A crise constante entre o Executivo e o Legislativo atrasará as tomadas de decisão no combate ao novo coronavírus, tanto no que diz respeito à saúde quanto no que se refere a empregos e economia. E já existem exemplos disso. Um deles é o projeto de lei de ajuda aos estados, que contraria o governo. Outro, já em vigor, é o auxílio emergencial aos trabalhadores informais que, na ausência de iniciativa do presidente, passou na Câmara com um texto de 2018 adaptado à nova situação.

Nesse cenário, há, ainda, um equilíbrio de impossibilidades: de um lado, não há clima para um impeachment de Jair Bolsonaro, que sairia mais forte de um processo, caso conseguisse evitar a perda do mandato, e de outro, não há espaço para um eventual golpe na democracia, pois, dificilmente, o presidente da República, isolado politicamente por conta de suas declarações mais recentes, teria apoio dos militares, por exemplo.

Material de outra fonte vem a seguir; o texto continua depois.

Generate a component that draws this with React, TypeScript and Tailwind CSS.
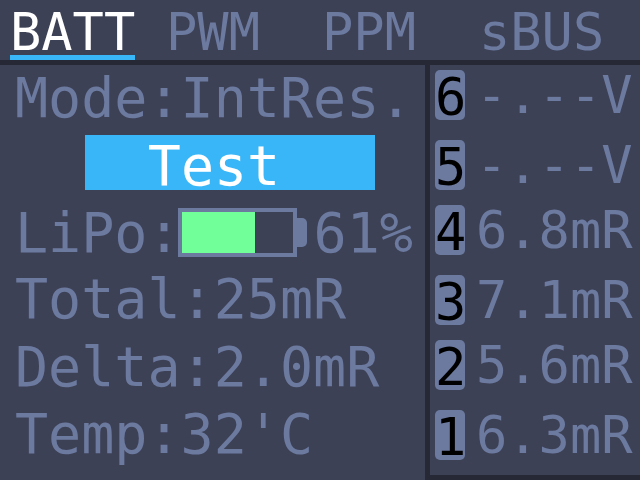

É como cientistas políticos avaliam a relação entre dois dos Três Poderes na semana que começou com o chefe do Executivo participando de uma manifestação contrária ao STF e ao Congresso e revogando uma medida provisória que estava condenada a caducar no parlamento — a MP 905, que criava o Contrato de Trabalho Verde e Amarelo, destinado a estimular a contratação de jovens de 18 a 29 anos.

Professor e pesquisador do Departamento de Ciências Sociais da Pontifícia Universidade Católica do Rio de Janeiro, Ricardo Ismael destacou que um momento de crise já é desfavorável ao diálogo naturalmente e piora quando um dos lados não tem interesse em manter o tom da conversa. “O país está passando por uma crise, e o que se tem de fazer é responder às demandas da sociedade. O ideal era que houvesse mais unidade entre presidente e governadores, entre Executivo e Legislativo, mas é muito difícil atravessar uma crise dessa, com escolhas controversas, em um momento em que se briga por tudo”, avaliou. “Nas nossas circunstâncias, por exemplo, qualquer presidente do mundo manteria o (Luiz Henrique) Mandetta (ex-ministro da Saúde), mas Bolsonaro tira em nome de questões políticas, teorias conspiratórias, grupos ideológicos.”

Herança

Eduardo Galvão, professor de Políticas Públicas do Ibmec Brasília, por sua vez, destacou que a tensão entre Executivo e Legislativo tem em Bolsonaro seu agravador, mas há antecedentes históricos. “A crise entre poderes é sintoma de uma transformação. O modelo de presidencialismo de coalizão sempre seguiu a lógica de compartilhamento do poder por meio de indicação de cargos, emendas parlamentares e verba no orçamento. Eduardo Cunha (ex-presidente da Câmara) e depois o Rodrigo Maia (atual presidente da Casa) desidrataram a possibilidade de emendas. Bolsonaro não quis distribuir cargos. O Congresso engessou ainda mais o Orçamento”, enumerou.

Ele recordou, ainda, que a crise ganha contornos mais claros por conta da pandemia, que evidencia as fraquezas e as instabilidades da sociedade, mas que o presidente já dispara contra o Legislativo há mais tempo. “Veja que as ferramentas tradicionais não funcionam mais. Bolsonaro propôs o fim do presidencialismo de coalizão, mas não colocou outro modelo no lugar. E até encontramos o rumo, vai haver atritos. Se as instituições não forem fortes, pode haver ruptura”, alertou.